Simulating quantum statistics with entangled photons: a continuous transition from bosons to fermions

TL;DR

This paper demonstrates a method to simulate and observe quantum interference of bosons, fermions, and anyons using entangled photons, enabling exploration of complex quantum systems and particle statistics.

Contribution

It introduces a versatile approach to simulate various quantum particle statistics with entangled photons, including fractional anyons, independent of particle type.

Findings

Achieved 93.6% similarity between model and experiment.

Method generalizes to multiple particles and is particle-statistics independent.
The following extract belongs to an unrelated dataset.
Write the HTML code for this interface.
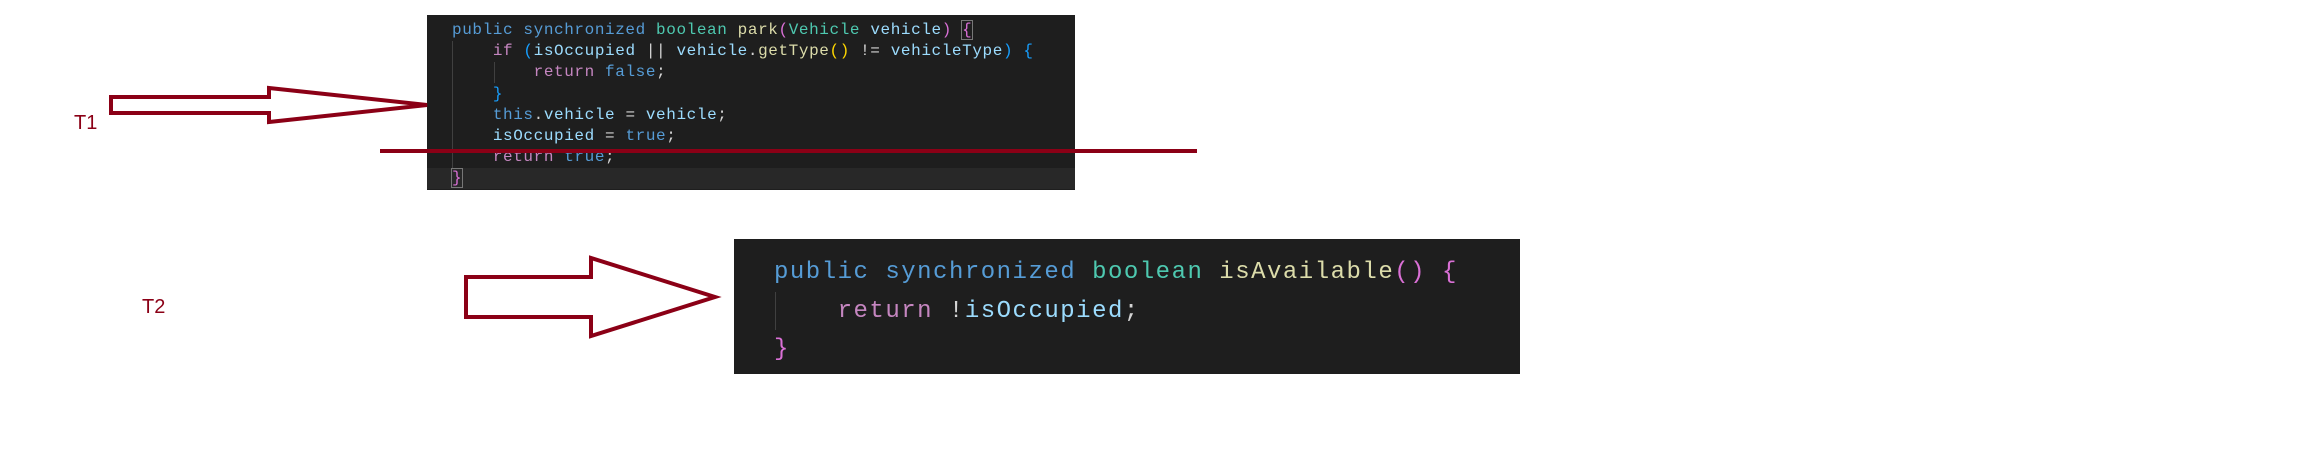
<!DOCTYPE html>
<html><head><meta charset="utf-8"><style>
body{margin:0;width:2304px;height:450px;background:#fff;position:relative;overflow:hidden;font-family:"Liberation Mono",monospace}
.box{position:absolute;background:#1e1e1e}
.code{position:absolute;white-space:pre;color:#d4d4d4}
.k{color:#569cd6}.t{color:#4ec9b0}.f{color:#dcdcaa}.v{color:#9cdcfe}.r{color:#c586c0}.y{color:#ffd700}.p{color:#da70d6}.b{color:#179fff}
.lbl{position:absolute;font-family:"Liberation Sans",sans-serif;color:#8b0016;font-size:20px}
</style></head><body>
<div class="box" style="left:427px;top:15px;width:648px;height:175px"></div>
<div style="position:absolute;left:427px;top:168px;width:648px;height:21px;background:#282828"></div>
<div style="position:absolute;left:452px;top:41px;width:1px;height:128px;background:#404040"></div>
<div style="position:absolute;left:494px;top:62px;width:1px;height:21px;background:#404040"></div>
<div class="code" style="left:452px;top:20px;font-size:16px;line-height:21.2px;letter-spacing:0.6px"><span class="k">public</span> <span class="k">synchronized</span> <span class="t">boolean</span> <span class="f">park</span><span class="p">(</span><span class="t">Vehicle</span> <span class="v">vehicle</span><span class="p">)</span> <span class="p" style="outline:1px solid #777">{</span>
    <span class="r">if</span> <span class="b">(</span><span class="v">isOccupied</span> || <span class="v">vehicle</span>.<span class="f">getType</span><span class="y">()</span> != <span class="v">vehicleType</span><span class="b">)</span> <span class="b">{</span>
        <span class="r">return</span> <span class="k">false</span>;
    <span class="b">}</span>
    <span class="k">this</span>.<span class="v">vehicle</span> = <span class="v">vehicle</span>;
    <span class="v">isOccupied</span> = <span class="k">true</span>;
    <span class="r">return</span> <span class="k">true</span>;
<span class="p" style="outline:1px solid #777">}</span></div>
<div style="position:absolute;left:380px;top:149px;width:817px;height:4px;background:#8b0016"></div>

<div class="box" style="left:734px;top:239px;width:786px;height:135px"></div>
<div style="position:absolute;left:775px;top:292px;width:1px;height:38px;background:#404040"></div>
<div class="code" style="left:774px;top:254px;font-size:24px;line-height:38.5px;letter-spacing:1.5px"><span class="k">public</span> <span class="k">synchronized</span> <span class="t">boolean</span> <span class="f">isAvailable</span><span class="p">()</span> <span class="p">{</span>
    <span class="r">return</span> !<span class="v">isOccupied</span>;
<span class="p">}</span></div>

<svg style="position:absolute;left:0;top:0" width="2304" height="450">
<polygon points="111,97 269,97 269,88 427,105 269,122 269,113 111,113" fill="none" stroke="#8b0016" stroke-width="4" stroke-linejoin="miter"/>
<polygon points="466,277 591,277 591,258 715,297 591,336 591,317 466,317" fill="none" stroke="#8b0016" stroke-width="4"/>
</svg>
<div class="lbl" style="left:74px;top:112px">T1</div>
<div class="lbl" style="left:142px;top:296px">T2</div>
</body></html>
Enables simulation of complex quantum behaviors with entangled photons.

Abstract

In contrast to classical physics, quantum mechanics divides particles into two classes-bosons and fermions-whose exchange statistics dictate the dynamics of systems at a fundamental level. In two dimensions quasi-particles known as 'anyons' exhibit fractional exchange statistics intermediate between these two classes. The ability to simulate and observe behaviour associated to fundamentally different quantum particles is important for simulating complex quantum systems. Here we use the symmetry and quantum correlations of entangled photons subjected to multiple copies of a quantum process to directly simulate quantum interference of fermions, bosons and a continuum of fractional behaviour exhibited by anyons. We observe an average similarity of 93.6\pm0.2% between an ideal model and experimental observation. The approach generalises to an arbitrary number of particles and is independent of the statistics of the particles used, indicating application with other quantum systems and large scale application.